EXERCISE INPUT
━━━

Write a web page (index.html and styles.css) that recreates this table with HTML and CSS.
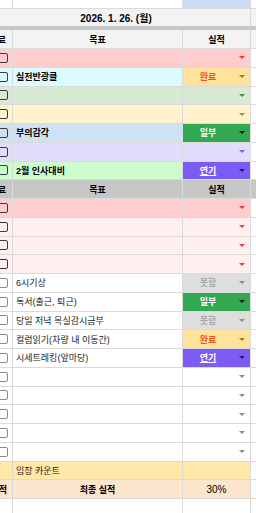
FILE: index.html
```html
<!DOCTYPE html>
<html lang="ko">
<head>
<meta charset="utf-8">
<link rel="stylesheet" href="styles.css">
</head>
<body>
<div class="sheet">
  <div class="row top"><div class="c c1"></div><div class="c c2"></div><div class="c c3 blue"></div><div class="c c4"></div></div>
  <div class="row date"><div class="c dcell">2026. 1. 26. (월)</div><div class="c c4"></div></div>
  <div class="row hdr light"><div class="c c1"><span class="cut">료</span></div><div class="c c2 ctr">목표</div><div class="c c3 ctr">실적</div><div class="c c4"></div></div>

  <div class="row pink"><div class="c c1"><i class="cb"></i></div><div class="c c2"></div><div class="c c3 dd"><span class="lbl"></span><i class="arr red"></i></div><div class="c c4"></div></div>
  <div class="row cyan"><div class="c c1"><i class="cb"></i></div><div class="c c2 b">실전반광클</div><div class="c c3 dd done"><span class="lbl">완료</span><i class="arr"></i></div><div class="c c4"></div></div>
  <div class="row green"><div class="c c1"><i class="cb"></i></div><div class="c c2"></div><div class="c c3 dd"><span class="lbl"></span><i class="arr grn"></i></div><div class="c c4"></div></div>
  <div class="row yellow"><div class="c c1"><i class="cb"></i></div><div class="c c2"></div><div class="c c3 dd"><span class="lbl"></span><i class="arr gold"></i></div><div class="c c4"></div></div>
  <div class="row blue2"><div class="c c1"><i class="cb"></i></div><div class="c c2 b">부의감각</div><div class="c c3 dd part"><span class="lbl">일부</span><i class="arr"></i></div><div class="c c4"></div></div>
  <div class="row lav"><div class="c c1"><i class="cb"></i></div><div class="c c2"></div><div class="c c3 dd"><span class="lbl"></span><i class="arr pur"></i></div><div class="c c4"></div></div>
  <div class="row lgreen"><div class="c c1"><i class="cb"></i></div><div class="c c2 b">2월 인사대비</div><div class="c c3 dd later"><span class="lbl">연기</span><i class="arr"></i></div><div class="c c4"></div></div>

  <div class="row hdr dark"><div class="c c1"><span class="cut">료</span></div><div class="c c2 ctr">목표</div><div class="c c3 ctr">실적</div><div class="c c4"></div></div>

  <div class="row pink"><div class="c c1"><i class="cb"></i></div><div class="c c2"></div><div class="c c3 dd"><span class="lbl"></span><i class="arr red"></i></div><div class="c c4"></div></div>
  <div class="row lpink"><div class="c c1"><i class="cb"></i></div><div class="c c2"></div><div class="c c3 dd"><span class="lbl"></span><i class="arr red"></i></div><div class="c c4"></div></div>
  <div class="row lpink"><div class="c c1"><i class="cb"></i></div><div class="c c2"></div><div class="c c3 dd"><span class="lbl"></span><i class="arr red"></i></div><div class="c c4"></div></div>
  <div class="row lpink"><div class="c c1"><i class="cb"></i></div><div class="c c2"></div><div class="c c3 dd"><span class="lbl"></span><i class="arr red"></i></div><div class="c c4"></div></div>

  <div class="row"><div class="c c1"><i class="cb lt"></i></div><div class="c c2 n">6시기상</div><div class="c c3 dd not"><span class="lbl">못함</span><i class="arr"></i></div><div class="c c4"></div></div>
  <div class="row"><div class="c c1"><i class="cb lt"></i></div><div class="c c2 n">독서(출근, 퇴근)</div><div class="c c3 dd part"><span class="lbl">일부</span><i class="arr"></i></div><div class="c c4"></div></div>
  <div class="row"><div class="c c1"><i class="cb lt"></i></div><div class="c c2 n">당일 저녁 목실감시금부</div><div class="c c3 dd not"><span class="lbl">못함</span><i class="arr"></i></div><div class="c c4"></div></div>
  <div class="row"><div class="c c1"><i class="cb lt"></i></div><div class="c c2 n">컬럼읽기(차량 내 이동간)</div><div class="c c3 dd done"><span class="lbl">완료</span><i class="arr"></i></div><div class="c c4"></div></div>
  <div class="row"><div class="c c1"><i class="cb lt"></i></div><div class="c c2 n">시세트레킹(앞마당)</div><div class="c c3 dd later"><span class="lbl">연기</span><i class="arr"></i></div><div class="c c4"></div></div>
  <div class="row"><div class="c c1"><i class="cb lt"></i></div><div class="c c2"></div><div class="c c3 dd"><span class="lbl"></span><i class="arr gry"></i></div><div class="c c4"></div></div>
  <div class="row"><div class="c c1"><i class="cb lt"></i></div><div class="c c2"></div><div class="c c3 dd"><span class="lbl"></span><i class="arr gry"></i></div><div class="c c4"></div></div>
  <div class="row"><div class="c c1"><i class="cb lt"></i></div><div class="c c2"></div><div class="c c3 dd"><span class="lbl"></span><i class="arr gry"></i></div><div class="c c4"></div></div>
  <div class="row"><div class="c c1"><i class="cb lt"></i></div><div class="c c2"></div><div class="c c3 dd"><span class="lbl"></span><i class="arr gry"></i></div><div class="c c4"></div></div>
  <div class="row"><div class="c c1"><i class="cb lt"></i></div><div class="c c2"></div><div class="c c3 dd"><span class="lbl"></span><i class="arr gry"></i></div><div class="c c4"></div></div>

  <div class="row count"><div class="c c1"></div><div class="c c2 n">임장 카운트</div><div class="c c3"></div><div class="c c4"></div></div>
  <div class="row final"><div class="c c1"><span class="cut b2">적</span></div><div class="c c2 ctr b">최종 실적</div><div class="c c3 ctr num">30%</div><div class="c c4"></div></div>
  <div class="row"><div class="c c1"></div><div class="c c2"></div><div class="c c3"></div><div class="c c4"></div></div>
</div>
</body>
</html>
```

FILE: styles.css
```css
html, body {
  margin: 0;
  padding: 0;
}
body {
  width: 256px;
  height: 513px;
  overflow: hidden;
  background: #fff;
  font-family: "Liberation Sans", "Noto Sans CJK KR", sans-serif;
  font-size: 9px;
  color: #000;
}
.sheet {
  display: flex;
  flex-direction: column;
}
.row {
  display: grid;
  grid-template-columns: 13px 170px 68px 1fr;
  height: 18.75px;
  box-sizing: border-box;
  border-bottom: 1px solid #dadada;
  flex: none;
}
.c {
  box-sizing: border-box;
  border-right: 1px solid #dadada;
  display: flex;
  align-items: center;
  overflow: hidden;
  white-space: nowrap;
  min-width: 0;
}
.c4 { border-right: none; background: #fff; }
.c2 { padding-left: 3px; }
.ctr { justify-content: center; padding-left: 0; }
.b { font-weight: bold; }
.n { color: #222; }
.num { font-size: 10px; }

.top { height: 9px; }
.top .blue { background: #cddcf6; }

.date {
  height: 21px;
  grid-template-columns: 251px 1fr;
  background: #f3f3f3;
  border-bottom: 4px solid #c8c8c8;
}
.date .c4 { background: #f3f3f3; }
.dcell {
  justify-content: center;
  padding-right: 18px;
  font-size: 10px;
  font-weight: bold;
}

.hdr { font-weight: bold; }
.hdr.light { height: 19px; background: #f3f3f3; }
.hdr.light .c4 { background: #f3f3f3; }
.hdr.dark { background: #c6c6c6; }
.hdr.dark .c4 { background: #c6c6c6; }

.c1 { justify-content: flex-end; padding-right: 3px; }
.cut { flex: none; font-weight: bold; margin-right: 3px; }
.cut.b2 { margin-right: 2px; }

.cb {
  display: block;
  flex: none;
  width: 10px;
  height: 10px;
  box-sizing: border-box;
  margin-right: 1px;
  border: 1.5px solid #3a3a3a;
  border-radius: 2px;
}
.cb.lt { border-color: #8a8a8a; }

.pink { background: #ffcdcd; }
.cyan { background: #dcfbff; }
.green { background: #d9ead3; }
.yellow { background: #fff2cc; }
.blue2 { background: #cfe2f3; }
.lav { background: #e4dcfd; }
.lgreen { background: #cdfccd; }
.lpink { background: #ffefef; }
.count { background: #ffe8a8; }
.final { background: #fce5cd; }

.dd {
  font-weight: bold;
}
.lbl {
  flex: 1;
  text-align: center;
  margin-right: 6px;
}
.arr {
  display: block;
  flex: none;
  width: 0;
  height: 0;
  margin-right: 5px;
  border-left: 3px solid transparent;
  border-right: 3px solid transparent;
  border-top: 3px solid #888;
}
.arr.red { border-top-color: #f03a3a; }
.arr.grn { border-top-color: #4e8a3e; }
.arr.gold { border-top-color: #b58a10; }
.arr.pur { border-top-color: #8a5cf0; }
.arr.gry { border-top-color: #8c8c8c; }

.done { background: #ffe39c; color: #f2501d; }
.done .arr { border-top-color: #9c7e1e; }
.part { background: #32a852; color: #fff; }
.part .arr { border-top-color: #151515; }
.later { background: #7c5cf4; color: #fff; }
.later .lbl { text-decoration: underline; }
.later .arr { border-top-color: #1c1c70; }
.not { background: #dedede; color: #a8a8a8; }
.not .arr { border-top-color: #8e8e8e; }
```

━━━

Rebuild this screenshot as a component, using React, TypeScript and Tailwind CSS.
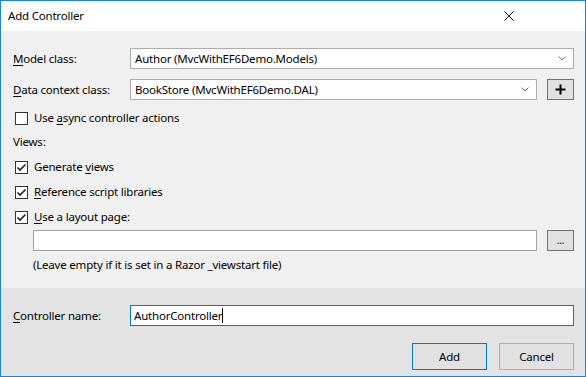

━━━

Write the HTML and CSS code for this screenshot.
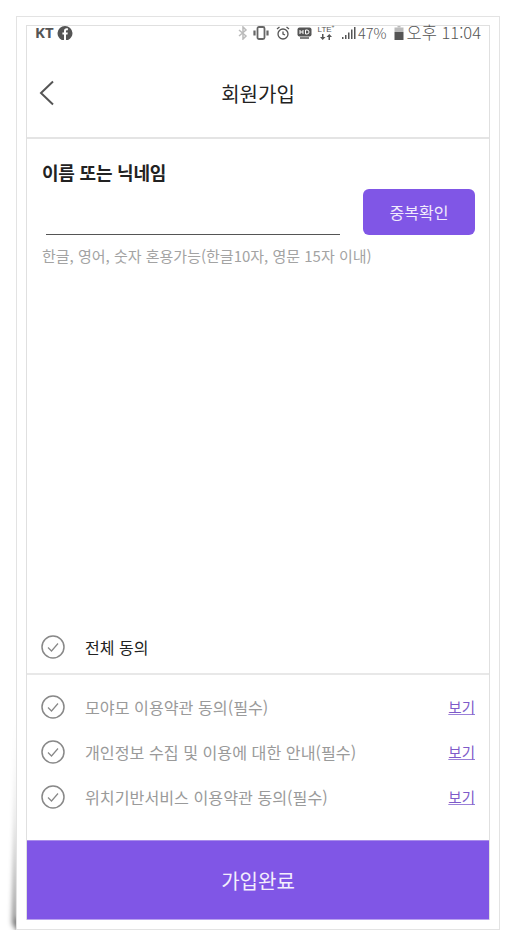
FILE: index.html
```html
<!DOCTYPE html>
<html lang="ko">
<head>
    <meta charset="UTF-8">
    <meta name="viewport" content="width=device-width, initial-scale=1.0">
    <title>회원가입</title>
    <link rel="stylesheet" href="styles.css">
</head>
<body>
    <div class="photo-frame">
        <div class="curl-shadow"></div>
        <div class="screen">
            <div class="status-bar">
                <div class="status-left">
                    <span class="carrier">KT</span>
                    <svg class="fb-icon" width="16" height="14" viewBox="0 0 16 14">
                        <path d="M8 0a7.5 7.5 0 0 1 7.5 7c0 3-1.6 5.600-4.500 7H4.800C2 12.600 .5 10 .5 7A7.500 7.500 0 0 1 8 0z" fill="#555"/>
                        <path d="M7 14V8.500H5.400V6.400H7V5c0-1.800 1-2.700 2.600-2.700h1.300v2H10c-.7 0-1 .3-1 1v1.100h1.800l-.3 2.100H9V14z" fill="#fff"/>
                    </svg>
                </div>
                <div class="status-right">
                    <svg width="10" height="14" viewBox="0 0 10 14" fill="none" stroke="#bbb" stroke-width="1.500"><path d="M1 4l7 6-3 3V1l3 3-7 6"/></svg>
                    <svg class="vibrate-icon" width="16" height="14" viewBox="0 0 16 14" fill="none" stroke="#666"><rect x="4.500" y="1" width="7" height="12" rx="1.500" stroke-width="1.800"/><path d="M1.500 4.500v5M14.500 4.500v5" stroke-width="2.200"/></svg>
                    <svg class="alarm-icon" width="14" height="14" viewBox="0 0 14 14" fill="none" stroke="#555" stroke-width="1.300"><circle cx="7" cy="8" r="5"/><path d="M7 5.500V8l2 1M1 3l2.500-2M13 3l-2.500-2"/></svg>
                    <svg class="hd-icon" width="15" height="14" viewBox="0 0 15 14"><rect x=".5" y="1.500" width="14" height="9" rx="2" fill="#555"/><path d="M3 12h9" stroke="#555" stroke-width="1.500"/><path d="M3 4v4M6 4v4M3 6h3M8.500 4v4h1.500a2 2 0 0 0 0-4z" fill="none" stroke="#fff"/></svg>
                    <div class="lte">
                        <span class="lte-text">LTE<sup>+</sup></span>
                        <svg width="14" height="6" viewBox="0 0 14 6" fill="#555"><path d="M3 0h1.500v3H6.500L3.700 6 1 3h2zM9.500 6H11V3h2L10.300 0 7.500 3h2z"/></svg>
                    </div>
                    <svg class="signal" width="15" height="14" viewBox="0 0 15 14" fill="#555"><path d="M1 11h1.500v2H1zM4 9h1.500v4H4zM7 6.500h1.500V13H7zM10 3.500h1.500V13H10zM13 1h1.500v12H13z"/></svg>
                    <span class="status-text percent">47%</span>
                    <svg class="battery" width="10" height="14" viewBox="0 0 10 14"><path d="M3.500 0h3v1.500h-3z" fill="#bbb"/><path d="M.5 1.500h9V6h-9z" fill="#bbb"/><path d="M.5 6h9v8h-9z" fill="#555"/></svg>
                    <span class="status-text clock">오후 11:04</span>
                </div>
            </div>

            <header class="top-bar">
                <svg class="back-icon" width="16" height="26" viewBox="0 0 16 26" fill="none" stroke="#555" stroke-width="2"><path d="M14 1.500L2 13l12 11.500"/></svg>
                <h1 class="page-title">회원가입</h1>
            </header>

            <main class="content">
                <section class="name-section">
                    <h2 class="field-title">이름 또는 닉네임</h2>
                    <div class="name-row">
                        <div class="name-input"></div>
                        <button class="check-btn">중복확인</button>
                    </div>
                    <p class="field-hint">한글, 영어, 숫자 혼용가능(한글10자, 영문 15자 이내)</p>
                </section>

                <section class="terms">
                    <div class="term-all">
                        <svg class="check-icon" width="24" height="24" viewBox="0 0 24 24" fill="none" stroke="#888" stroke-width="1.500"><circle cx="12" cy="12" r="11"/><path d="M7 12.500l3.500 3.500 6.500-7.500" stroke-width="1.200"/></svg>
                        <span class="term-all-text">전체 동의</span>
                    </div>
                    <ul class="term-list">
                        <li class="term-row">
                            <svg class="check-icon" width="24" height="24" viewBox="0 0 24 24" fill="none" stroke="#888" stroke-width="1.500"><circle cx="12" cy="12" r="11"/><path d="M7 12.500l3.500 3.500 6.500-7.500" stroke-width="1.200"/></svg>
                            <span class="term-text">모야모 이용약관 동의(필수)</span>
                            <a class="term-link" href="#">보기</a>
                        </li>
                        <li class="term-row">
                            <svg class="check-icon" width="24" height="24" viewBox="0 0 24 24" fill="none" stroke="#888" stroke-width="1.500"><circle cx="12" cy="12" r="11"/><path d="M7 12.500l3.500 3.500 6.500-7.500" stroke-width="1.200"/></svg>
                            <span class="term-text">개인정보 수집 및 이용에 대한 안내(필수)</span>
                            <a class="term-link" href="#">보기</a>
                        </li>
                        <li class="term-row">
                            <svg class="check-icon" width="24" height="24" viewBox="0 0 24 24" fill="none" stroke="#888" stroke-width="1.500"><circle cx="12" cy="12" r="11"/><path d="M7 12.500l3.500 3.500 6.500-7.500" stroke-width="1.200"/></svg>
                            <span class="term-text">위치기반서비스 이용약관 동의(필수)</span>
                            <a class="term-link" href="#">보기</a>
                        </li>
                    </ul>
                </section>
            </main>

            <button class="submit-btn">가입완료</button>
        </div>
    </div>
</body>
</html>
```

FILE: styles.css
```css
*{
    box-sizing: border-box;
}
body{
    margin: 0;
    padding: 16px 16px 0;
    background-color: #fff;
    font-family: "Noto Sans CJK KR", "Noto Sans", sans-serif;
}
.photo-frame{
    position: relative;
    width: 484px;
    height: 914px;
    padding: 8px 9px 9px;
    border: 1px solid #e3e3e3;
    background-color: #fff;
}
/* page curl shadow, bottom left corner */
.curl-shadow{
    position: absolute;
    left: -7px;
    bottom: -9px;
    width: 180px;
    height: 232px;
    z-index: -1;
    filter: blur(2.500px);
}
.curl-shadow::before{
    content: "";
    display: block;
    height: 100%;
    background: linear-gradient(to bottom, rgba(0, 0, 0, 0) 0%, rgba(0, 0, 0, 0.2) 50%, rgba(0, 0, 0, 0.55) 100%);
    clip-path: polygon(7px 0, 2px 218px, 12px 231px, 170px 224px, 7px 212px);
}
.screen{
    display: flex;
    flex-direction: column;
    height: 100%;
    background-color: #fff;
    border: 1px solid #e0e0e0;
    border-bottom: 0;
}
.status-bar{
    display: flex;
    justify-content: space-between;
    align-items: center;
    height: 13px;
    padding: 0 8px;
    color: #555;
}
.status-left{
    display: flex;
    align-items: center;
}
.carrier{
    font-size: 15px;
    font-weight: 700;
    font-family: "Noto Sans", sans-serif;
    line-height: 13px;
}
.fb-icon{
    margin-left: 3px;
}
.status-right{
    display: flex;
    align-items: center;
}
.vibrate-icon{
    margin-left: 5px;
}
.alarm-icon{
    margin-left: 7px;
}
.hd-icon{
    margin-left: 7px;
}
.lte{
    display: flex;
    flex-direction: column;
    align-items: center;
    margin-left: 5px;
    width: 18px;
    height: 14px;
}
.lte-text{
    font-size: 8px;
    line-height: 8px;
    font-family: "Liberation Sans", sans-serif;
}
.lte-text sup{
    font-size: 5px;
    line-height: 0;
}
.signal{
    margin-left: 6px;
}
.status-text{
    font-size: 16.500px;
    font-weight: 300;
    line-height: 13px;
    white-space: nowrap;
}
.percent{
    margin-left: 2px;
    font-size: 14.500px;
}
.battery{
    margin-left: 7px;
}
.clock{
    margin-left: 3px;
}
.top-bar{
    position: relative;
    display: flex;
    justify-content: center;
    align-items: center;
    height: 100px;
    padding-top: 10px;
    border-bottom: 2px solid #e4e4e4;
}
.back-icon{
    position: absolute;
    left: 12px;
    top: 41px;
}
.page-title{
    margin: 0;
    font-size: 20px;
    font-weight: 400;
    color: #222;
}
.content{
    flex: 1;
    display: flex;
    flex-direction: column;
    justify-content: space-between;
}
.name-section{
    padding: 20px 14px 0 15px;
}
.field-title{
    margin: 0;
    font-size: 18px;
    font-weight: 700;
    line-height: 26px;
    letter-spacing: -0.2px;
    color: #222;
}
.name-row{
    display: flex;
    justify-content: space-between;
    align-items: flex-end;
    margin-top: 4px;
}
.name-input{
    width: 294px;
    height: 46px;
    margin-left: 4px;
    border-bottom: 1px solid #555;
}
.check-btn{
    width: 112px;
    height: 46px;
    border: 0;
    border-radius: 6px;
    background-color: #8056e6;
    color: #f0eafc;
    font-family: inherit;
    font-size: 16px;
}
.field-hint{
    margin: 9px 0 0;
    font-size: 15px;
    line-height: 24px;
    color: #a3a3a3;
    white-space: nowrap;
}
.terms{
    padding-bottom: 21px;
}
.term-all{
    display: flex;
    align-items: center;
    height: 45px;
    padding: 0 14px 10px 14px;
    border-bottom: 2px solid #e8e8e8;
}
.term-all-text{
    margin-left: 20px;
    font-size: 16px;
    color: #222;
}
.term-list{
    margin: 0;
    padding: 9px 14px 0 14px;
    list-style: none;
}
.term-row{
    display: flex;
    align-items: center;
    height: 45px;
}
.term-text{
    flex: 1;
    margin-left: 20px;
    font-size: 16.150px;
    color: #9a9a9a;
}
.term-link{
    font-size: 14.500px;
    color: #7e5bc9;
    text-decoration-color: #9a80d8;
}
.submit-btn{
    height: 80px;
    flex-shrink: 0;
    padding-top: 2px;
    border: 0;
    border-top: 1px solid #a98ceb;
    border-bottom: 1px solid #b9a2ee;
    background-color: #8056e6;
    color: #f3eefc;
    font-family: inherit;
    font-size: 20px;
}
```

━━━

WHAT IS EXPECTED
Count the lines in the records above that hold the word "page", and give only that number.

RESULT FOR THIS EXERCISE
4